While he survived the move, however, the damage was done.  The aura of desperate invincibility began to shake off, each following kickout or escape began to visibly drain him more and more, and he simply had no answer for it.  As the match dragged on, it was apparent to everyone that Michaels had no way to win this match, and was merely prolonging the inevitable.

As Shawn writhed on the mat, struggling to pull himself up, he felt himself being put into the exact same position Ric Flair was in two years before.  This time, though, there would be no grand celebration of his storied career, no misty-eyed recounting of his own stellar accomplishments, no fond farewell to a crowd that worshipped him.  There was no "I'm sorry, I love you" for him.  There was only the end.

He was no longer the Showstopper, or Mr. WrestleMania, or even the Heartbreak Kid.  He, like the battered and weary form of Richard Fleihr, had been stripped of his legend, and all that remained was a tired old man who didn't know how to let go.

Realizing what was to come, Michaels pulled himself to his feet, and in a final act of spiteful defiance, slapped the Dead Man across the face.

The result was about what you'd expect.

With a third and final Tombstone, it was over.  For his hubris, his inability to accept failure, for his unwillingness to accept his own fallibility and mortality, Shawn Michaels had lost everything.  Like a Greek hero or warrior king brought low by the gods, one of the most decorated careers in wrestling ended in disgrace for flying too close to the proverbial sun, for believing they could triumph over death.



Now, I told you all of that so I could ask you this: what part of that story would have been made better by shoehorning jokes into it?

Would Flair's emotional retirement have been improved by adding in cracks about his age?  Would the Undertaker's presence be enhanced by pointing out how fundamentally silly it is that he's a grown man who pretends to have magic powers?  Would Shawn Michaels' downward spiral and destruction have been better if he had instead challenged Taker to a dance-off?

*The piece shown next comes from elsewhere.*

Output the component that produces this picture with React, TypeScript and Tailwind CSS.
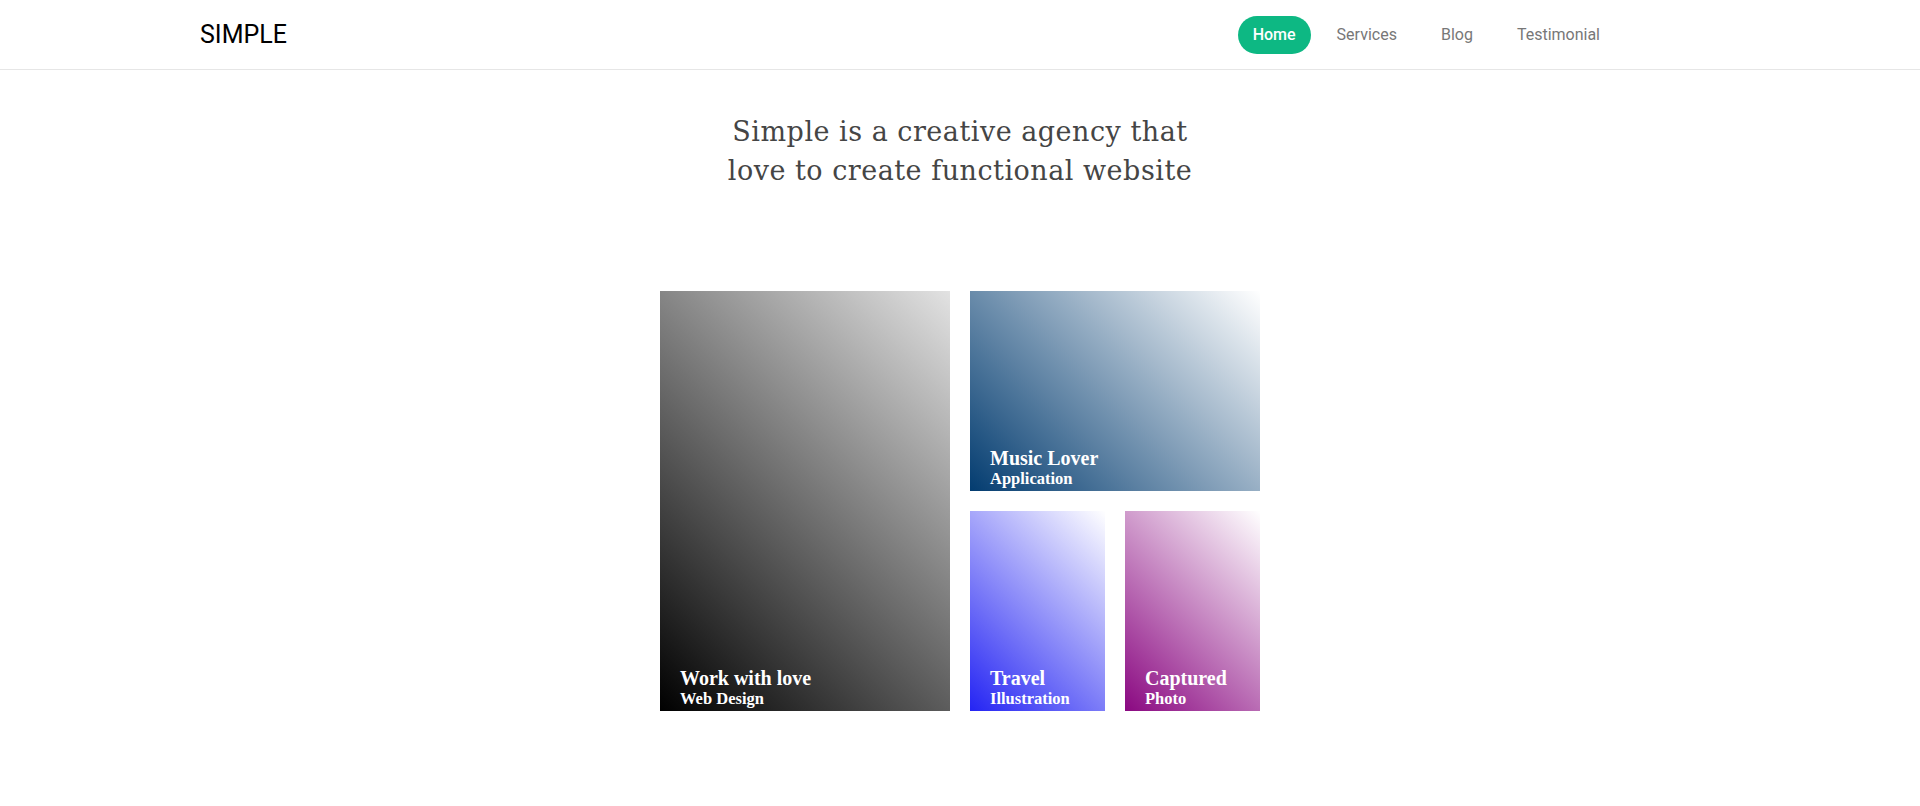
const navItems = ['Home', 'Services', 'Blog', 'Testimonial'];

type Work = { title: string; sub: string; bg: string; className: string };

const works: Work[] = [
  {
    title: 'Work with love',
    sub: 'Web Design',
    bg: 'bg-[linear-gradient(45deg,#000000,#e2e2e2)]',
    className: 'row-span-2 col-span-2',
  },
  {
    title: 'Music Lover',
    sub: 'Application',
    bg: 'bg-[linear-gradient(45deg,#033c70,#ffffff)]',
    className: 'col-span-2',
  },
  {
    title: 'Travel',
    sub: 'Illustration',
    bg: 'bg-[linear-gradient(45deg,#2424f3,#ffffff)]',
    className: '',
  },
  {
    title: 'Captured',
    sub: 'Photo',
    bg: 'bg-[linear-gradient(45deg,#8a0881,#ffffff)]',
    className: '',
  },
];

function WorkCard({ work }: { work: Work }) {
  return (
    <div className={`flex flex-col justify-end px-5 pb-[2px] font-['Liberation_Serif',serif] ${work.bg} ${work.className}`}>
      <h3 className="text-[20px] leading-[21px] font-bold text-white">{work.title}</h3>
      <p className="text-[16.5px] leading-[20px] font-bold text-white">{work.sub}</p>
    </div>
  );
}

export default function App() {
  return (
    <div className="min-h-[806px] bg-white">
      <header className="flex h-[70px] items-center justify-between border-b border-[#e6e6e6] pl-[200px] pr-[302px] font-['Roboto',sans-serif]">
        <div className="text-[25px] leading-none text-black">SIMPLE</div>
        <nav className="flex items-center gap-[8px]">
          {navItems.map((item, i) => (
            <a
              key={item}
              href="#"
              className={
                i === 0
                  ? 'flex h-[38px] items-center rounded-full bg-[#0db883] px-[15px] text-[16px] font-medium text-white'
                  : 'flex h-[38px] items-center rounded-full px-[18px] text-[16px] text-[#777]'
              }
            >
              {item}
            </a>
          ))}
        </nav>
      </header>

      <main className="font-['DejaVu_Serif',serif]">
        <h1 className="mt-[42px] text-center text-[27px] leading-[39px] tracking-[0.5px] text-[#454545]">
          Simple is a creative agency that
          <br />
          love to create functional website
        </h1>

        <section className="mx-auto mt-[101px] grid w-[600px] grid-cols-4 grid-rows-[200px_200px] gap-5">
          {works.map((w) => (
            <WorkCard key={w.title} work={w} />
          ))}
        </section>
      </main>
    </div>
  );
}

In a story with the central theme being loss and how one deals with it, what exactly is gained by going out of your way to make sure that it's also "fun" and light-hearted?

This sort of story, one that demands the audience get over the initial barrier of the medium's silly premise and invest in the plight of the characters involved, is something I believe that the current glut of superhero movies-- particularly in the Marvel Cinematic Universe-- sorely needs.  Loss and tragedy are every bit as much a part of the human experience as triumph and comedy, but the folks at Marvel can't seem to get over themselves for long enough to explore those avenues of storytelling, at least not to any real degree, lest they come off as "try-hards" or that most cutting of perjoratives, "emo."

As a result, I find it harder and harder to care when they do break from being goofy and too-cool-for-the-room and try to have a 'real' moment.  I didn't care when The Ancient One ate it in Doctor Strange, because they kept retreating back to slapstick routines with the sentient cape or having devout mystic monks jamming to Beyonce.  I didn't care when Yondu went down at the end of Guardians of the Galaxy 2, because they spent the previous 90% of the movie's run-time laughing at jobbers named 'Taser-Face' and dancing around to the Sounds of the Seventies.  And I didn't care about the rather grim final act of Thor: Ragnarok because they spent the first two acts treating all of the characters involved as ineffectual clowns.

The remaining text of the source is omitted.